New insights of FeS–Cr interaction in sequestration remediation: Model, mechanism, and DFT calculation

Abstract

Chromium (Cr), especially hexavalent Cr, is a commonly found heavy metal in both water and soil. In this work, we synthesized FeS nanoparticles (NPs) stabilized per carboxymethyl cellulose (CMC) for reductive immobilization of Cr(VI) in both soil/water matrix. A CMC-to-FeS molar ratio of 0.0010 was determined to ensure effective immobilization (96.3%) and high soil mobility. The overall removal kinetic was rapid and the removal capacity reached up to 327.9 mg/g. Reduction of Cr(VI) to Cr(III) (accounting for 91.7%) was the major immobilization mechanism, rather than adsorption (only 4.5%).
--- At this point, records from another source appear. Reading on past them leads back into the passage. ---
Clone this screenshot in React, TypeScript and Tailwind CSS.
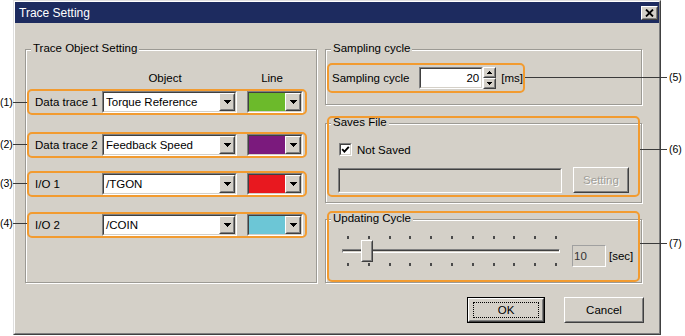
import React from "react";

type P = { className?: string; children?: React.ReactNode };

function Raised({ className = "", children }: P) {
  return (
    <div className={`border border-t-white border-l-white border-b-[#404040] border-r-[#404040] ${className}`}>
      <div className="flex h-full w-full items-center justify-center border border-t-[#d4d0c8] border-l-[#d4d0c8] border-b-[#808080] border-r-[#808080] bg-[#d4d0c8]">
        {children}
      </div>
    </div>
  );
}

function Sunken({ className = "", inner = "", children }: P & { inner?: string }) {
  return (
    <div className={`border border-t-[#808080] border-l-[#808080] border-b-white border-r-white ${className}`}>
      <div className={`h-full w-full border border-t-[#404040] border-l-[#404040] border-b-[#d4d0c8] border-r-[#d4d0c8] ${inner}`}>
        {children}
      </div>
    </div>
  );
}

function DownArrow() {
  return (
    <svg width="7" height="4" viewBox="0 0 7 4" shapeRendering="crispEdges">
      <path d="M0 0h7v1H0zM1 1h5v1H1zM2 2h3v1H2zM3 3h1v1H3z" fill="#000" />
    </svg>
  );
}

function UpSmall() {
  return (
    <svg width="5" height="3" viewBox="0 0 5 3" shapeRendering="crispEdges">
      <path d="M2 0h1v1H2zM1 1h3v1H1zM0 2h5v1H0z" fill="#000" />
    </svg>
  );
}
function DownSmall() {
  return (
    <svg width="5" height="3" viewBox="0 0 5 3" shapeRendering="crispEdges">
      <path d="M0 0h5v1H0zM1 1h3v1H1zM2 2h1v1H2z" fill="#000" />
    </svg>
  );
}

function Combo({ text }: { text: string }) {
  return (
    <Sunken className="h-[22px] w-[135px]" inner="flex bg-white">
      <span className="flex-1 pl-[2px] leading-[18px] text-black">{text}</span>
      <Raised className="h-[18px] w-[16px]">
        <DownArrow />
      </Raised>
    </Sunken>
  );
}

function ColorCombo({ color }: { color: string }) {
  return (
    <Sunken className="ml-[10px] h-[22px] w-[56px]" inner="flex bg-white">
      <div className="flex-1" style={{ backgroundColor: color }} />
      <Raised className="h-[18px] w-[16px]">
        <DownArrow />
      </Raised>
    </Sunken>
  );
}

function Group({ title, className = "", children }: P & { title: string }) {
  return (
    <div
      className={`relative border border-[#9c9a94] shadow-[inset_1px_1px_0_#fff,1px_1px_0_#fff] ${className}`}
    >
      <span className="absolute -top-[8px] left-[5px] bg-[#d4d0c8] px-[2px] leading-[13px]">{title}</span>
      {children}
    </div>
  );
}

function TraceRow({ label, value, color, className = "" }: { label: string; value: string; color: string; className?: string }) {
  return (
    <div className={`flex h-[26px] w-[280px] items-center rounded-[5px] border-2 border-[#f29b30] pl-[6px] ${className}`}>
      <span className="w-[67px] leading-[14px]">{label}</span>
      <Combo text={value} />
      <ColorCombo color={color} />
    </div>
  );
}

function Ticks() {
  return (
    <div className="flex h-[3px] justify-between pl-[5px] pr-[3px]">
      {Array.from({ length: 11 }).map((_, i) => (
        <div key={i} className="h-[3px] w-[2px] bg-[#4a4a4a]" />
      ))}
    </div>
  );
}

function Callout({ label, top, lineLeft, lineWidth, textLeft }: { label: string; top: number; lineLeft: number; lineWidth: number; textLeft: number }) {
  return (
    <>
      <div className="absolute h-[1px] bg-[#3a3a3a]" style={{ top, left: lineLeft, width: lineWidth }} />
      <span className="absolute text-[10.5px] leading-[14px] text-black" style={{ top: top - 7, left: textLeft }}>
        {label}
      </span>
    </>
  );
}

export default function App() {
  return (
    <div className="relative h-[336px] w-[685px] overflow-hidden bg-white text-[11.5px] text-black [font-family:'Liberation_Sans',Arial,sans-serif]">
      {/* window */}
      <div className="ml-[13px] h-[335px] w-[648px] border border-t-[#dfdfdf] border-l-[#dfdfdf] border-b-[#404040] border-r-[#404040]">
        <div className="h-full w-full border border-t-white border-l-white border-b-[#808080] border-r-[#808080] bg-[#d4d0c8]">
          {/* title bar */}
          <div className="flex h-[21px] items-center justify-between bg-[#1d2b5f] pl-[4px] pr-[1px]">
            <span className="text-[12px] leading-[14px] text-white">Trace Setting</span>
            <Raised className="h-[14px] w-[17px]">
              <svg width="9" height="8" viewBox="0 0 9 8">
                <path d="M1 0.5L8 7.5M8 0.5L1 7.5" stroke="#000" strokeWidth="1.8" />
              </svg>
            </Raised>
          </div>

          {/* body */}
          <div className="flex flex-col pl-[10px] pt-[26px]">
            <div className="flex gap-[8px]">
              {/* left group */}
              <Group title="Trace Object Setting" className="h-[234px] w-[292px] pl-[1px] pt-[21px]">
                <div className="flex h-[14px] leading-[14px]">
                  <div className="ml-[113px] w-[50px] text-center">Object</div>
                  <div className="ml-[57px] w-[50px] text-center">Line</div>
                </div>
                <TraceRow className="mt-[4px]" label="Data trace 1" value="Torque Reference" color="#6cba2b" />
                <TraceRow className="mt-[17px]" label="Data trace 2" value="Feedback Speed" color="#7b1a7d" />
                <TraceRow className="mt-[13px]" label="I/O 1" value="/TGON" color="#e8181f" />
                <TraceRow className="mt-[15px]" label="I/O 2" value="/COIN" color="#6cc6d6" />
              </Group>

              {/* right column */}
              <div className="flex w-[317px] flex-col">
                <Group title="Sampling cycle" className="h-[56px] pl-[1px] pt-[13px]">
                  <div className="flex h-[30px] w-[198px] items-center rounded-[5px] border-2 border-[#f29b30] pl-[3px]">
                    <span className="w-[88px] leading-[14px]">Sampling cycle</span>
                    <Sunken className="h-[22px] w-[65px]" inner="flex items-center justify-end bg-white pr-[2px]">
                      <span className="leading-[14px]">20</span>
                    </Sunken>
                    <div className="flex h-[22px] w-[13px] flex-col">
                      <Raised className="h-[11px] w-[13px]">
                        <UpSmall />
                      </Raised>
                      <Raised className="h-[11px] w-[13px]">
                        <DownSmall />
                      </Raised>
                    </div>
                    <span className="ml-[5px] leading-[14px]">[ms]</span>
                  </div>
                </Group>

                <Group title="Saves File" className="mt-[18px] h-[80px] pl-[12px] pt-[19px]">
                  <div className="flex h-[13px] items-center">
                    <Sunken className="ml-[1px] h-[13px] w-[13px]" inner="flex items-center justify-center bg-white">
                      <svg width="9" height="9" viewBox="0 0 9 9">
                        <path d="M1.2 4.2L3.4 6.6L7.8 1.8" stroke="#000" strokeWidth="1.9" fill="none" />
                      </svg>
                    </Sunken>
                    <span className="ml-[5px] leading-[14px]">Not Saved</span>
                  </div>
                  <div className="mt-[11px] flex items-end">
                    <Sunken className="h-[25px] w-[224px]" inner="bg-[#d4d0c8]" />
                    <Raised className="ml-[11px] h-[26px] w-[56px]">
                      <span className="leading-[14px] text-[#a09e98] [text-shadow:1px_1px_0_#fff]">Setting</span>
                    </Raised>
                  </div>
                  <div className="pointer-events-none absolute -top-[8px] left-[1px] h-[81px] w-[313px] rounded-[5px] border-2 border-[#f29b30]" />
                </Group>

                <Group title="Updating Cycle" className="mt-[16px] h-[64px] pl-[16px] pt-[16px]">
                  <div className="flex items-start">
                    <div className="relative h-[31px] w-[218px]">
                      <Ticks />
                      <div className="mt-[10px] h-[4px] border border-t-[#808080] border-l-[#808080] border-b-white border-r-white">
                        <div className="h-full w-full border-t border-t-[#404040]" />
                      </div>
                      <div className="mt-[10px]">
                        <Ticks />
                      </div>
                      <Raised className="absolute left-[19px] top-[4px] h-[22px] w-[12px]" />
                    </div>
                    <div className="ml-[12px] mt-[9px] flex h-[22px] w-[34px] items-center border border-t-[#a0a0a0] border-l-[#a0a0a0] border-b-white border-r-white pl-[1px]">
                      <span className="leading-[14px] text-[#333]">10</span>
                    </div>
                    <span className="ml-[3px] mt-[13px] leading-[14px]">[sec]</span>
                  </div>
                  <div className="pointer-events-none absolute -top-[9px] left-[1px] h-[71px] w-[313px] rounded-[5px] border-2 border-[#f29b30]" />
                </Group>
              </div>
            </div>

            {/* buttons */}
            <div className="mt-[14px] flex justify-end gap-[19px] pr-[15px]">
              <div className="h-[26px] w-[78px] border border-black">
                <Raised className="h-full w-full">
                  <div className="flex h-[16px] w-[66px] items-center justify-center border border-dotted border-black">
                    <span className="leading-[14px]">OK</span>
                  </div>
                </Raised>
              </div>
              <Raised className="h-[26px] w-[80px]">
                <span className="leading-[14px]">Cancel</span>
              </Raised>
            </div>
          </div>
        </div>
      </div>

      {/* callouts */}
      <Callout label="(1)" top={102} lineLeft={13} lineWidth={14} textLeft={0} />
      <Callout label="(2)" top={144} lineLeft={13} lineWidth={14} textLeft={0} />
      <Callout label="(3)" top={183} lineLeft={13} lineWidth={14} textLeft={0} />
      <Callout label="(4)" top={223} lineLeft={13} lineWidth={14} textLeft={0} />
      <Callout label="(5)" top={77} lineLeft={525} lineWidth={142} textLeft={669} />
      <Callout label="(6)" top={149} lineLeft={640} lineWidth={27} textLeft={669} />
      <Callout label="(7)" top={243} lineLeft={640} lineWidth={27} textLeft={669} />
    </div>
  );
}
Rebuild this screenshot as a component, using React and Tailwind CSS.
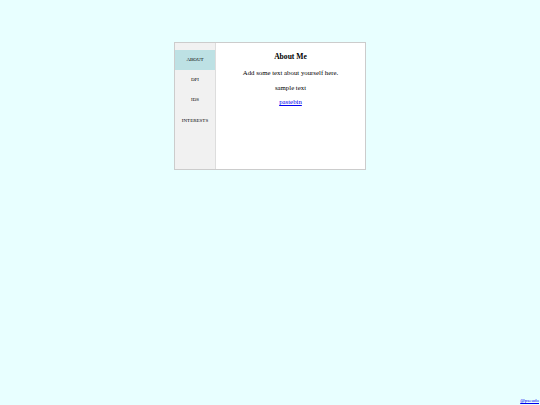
export default function App() {
  const tabs = ["ABOUT", "DPI", "IDS", "INTERESTS"];
  return (
    <div className="w-full h-screen bg-[#e8ffff] flex flex-col" style={{ fontFamily: '"Liberation Serif", "Times New Roman", serif' }}>
      <div className="mt-[42px] mx-auto w-[192px] h-[128px] border border-[#cccccc] flex bg-white">
        <div className="w-[41px] bg-[#f1f1f1] border-r border-[#dddddd] pt-[6.5px] flex flex-col">
          {tabs.map((t, i) => (
            <div
              key={t}
              className={`h-[20.3px] flex items-center justify-center text-[5px] text-black ${i === 0 ? "bg-[#bde1e4]" : ""}`}
            >
              {t}
            </div>
          ))}
        </div>
        <div className="flex-1 flex flex-col items-center pt-[8px] text-black">
          <div className="text-[7.6px] font-bold leading-[12px]">About Me</div>
          <div className="text-[6.8px] leading-[10px] mt-[5px]">Add some text about yourself here.</div>
          <div className="text-[6.8px] leading-[10px] mt-[5px]">sample text</div>
          <a href="#" className="text-[6.8px] leading-[10px] mt-[4px] text-[#0000ee] underline">pastebin</a>
        </div>
      </div>
      <div className="flex-1" />
      <div className="flex justify-end pr-[1px] pb-[1px]">
        <a href="#" className="text-[5px] leading-[6px] text-[#0000ee] underline">@pseudo</a>
      </div>
    </div>
  );
}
Fe(II) was the predominant reducing agents, but S species in FeS also served as electron donors for Cr(VI). Moreover, characterization results and theoretical calculations indicated that the Sulfur sites on the FeS surface played a crucial role in adsorbing CrO42− molecules and facilitating the rapid conversion of Cr(VI) to Cr(III) via the electron pathway Fe(II)–S=O–Cr(VI). The removal isotherm curve exhibited a “S” shape at low Ce concentrations and could be adequately fitted by a modified dual mode model (R2 = 0.995). The efficient immobilization of Cr(VI) in water could be achieved in pH range of 5–9. Humic at high concentration can strongly complex with Cr(VI) oxyanions leading to an inhibited removal efficiency. Both soil batch tests and column tests demonstrated the high mobility and reactivity of CMC-FeS with suppressed Cr release. This study gave new insights on the role of S in FeS–Cr(VI) interactions and theoretical support for nanoparticle injection to immobilize Cr in soil matrix.